Pittsburgh Steelers inside linebacker Vince Williams (98) celebrates with linebacker Ryan Shazier (50) after recovering a fumble by Kansas City Chiefs running back Jamaal Charles (25) during the second half of an NFL football game in Pittsburgh, Sunday, Dec. 21, 2014. (AP Photo/Don Wright)
PITTSBURGH — Nope, no celebratory spraying of champagne. No limited edition, official locker room "Postseason 2014" hats, t-shirts or hoodies to be seen. Maybe a few more smiles than usual, but there was no outward indication that the Steelers had clinched their first playoff berth in three years.
Maybe some other organizations would revel in such modest success, but these are the Steelers, for whom, if you hadn't heard, the standard is the standard. A 10-5 record, a spot secured in the postseason and a chance to win the division title at home are nice but not the stated goal for an organization that measure success only by Lombardi trophies won.
Looking for something to celebrate? How about this: The Steelers have come together as a team. It's taken them 16 weeks, but they've arrived as a legitimate contender. "Evolved," as Mike Tomlin put it.
"We're doing what teams need to do this time of year, which is ratcheting it up and being a more difficult team to beat," Tomlin said.
If Sunday's 20-12 win over Kansas City showed anything, it reaffirmed this: They are more just than three guys.
Ben Roethlisberger threw for 220 yards on Sunday, his fourth-fewest this season. Antonio Brown had 72 receiving yards, his lowest output, while Le'Veon Bell had 63 rushing yards, or 28 less than his season average.
Despite all that, the Steelers still won. Convincingly, too. In a what amounted to do-or-die, the Steelers did, and mostly on a defense, which, until recent weeks, had been ripped to shreds both on and off the field. And usually rightfully so.
The Steelers recorded a season-high six sacks and repelled four Chiefs trips into the end zone. That, more than anything, is why they won.
The defense's play the last two weeks, at the season's critical juncture, is the biggest cause for optimism heading into the postseason. They have saved their best for last.

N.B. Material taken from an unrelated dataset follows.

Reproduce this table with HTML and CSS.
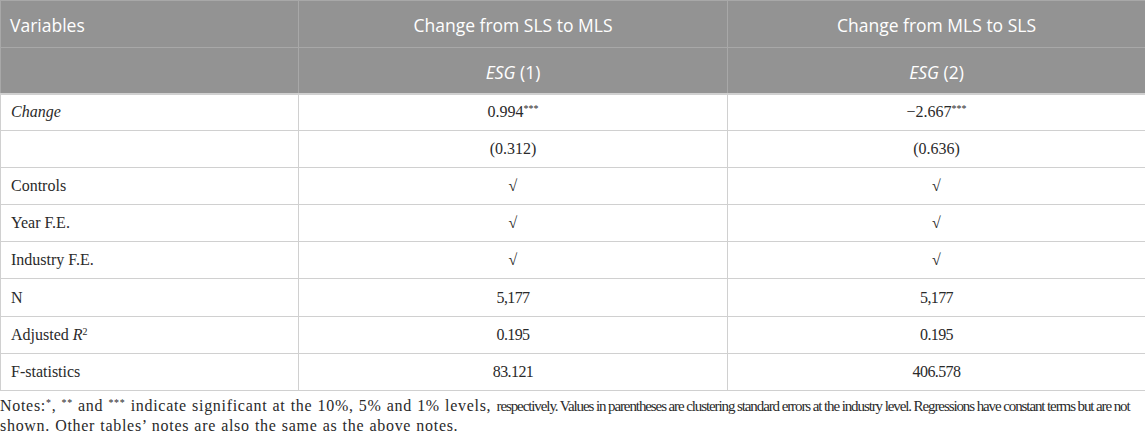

"We're starting to mesh together," linebacker James Harrison said. "Guys are doing their jobs more consistently, not too many lapses. It just really showed today."
No, there wasn't any 60-plus yard touchdown pass, but there was another big takeaway. Stephon Tuitt, in addition to recording his first sacks, forced a third-quarter fumble that Vince Williams recorded at the Pittsburgh 28. Forcing turnovers, always big, has become vital for the Steelers, who have forced four in their current three-game winning streak.
"The main challenge for us is to keep taking that next step," said defensive end Cam Hewyard. "We don't want to be complacent with just three wins in a row. We want to get greedy."
This evolution of the Steelers' defense, from a bend-but-don’t-break group to something resembling reliable, has been a work in progress. From the outset of training camp, Dick LeBeau has said it would take time for his unit to develop. It appears that time has come.
"I really think we're just coming together as a group," safety Mike Mitchell said. "A lot of times, fans, people on the outside don't really know. We're guys from all across the country, different walks of life. It's a beautiful thing when you can see a team and a group of guys come together. That's what this is. We've got guys from Texas, Florida, California, Kentucky, where I'm from. We're all trying to come together and play as a team."
Nope, no champagne. But considering where this team and this defense has been, that's something worth celebrating.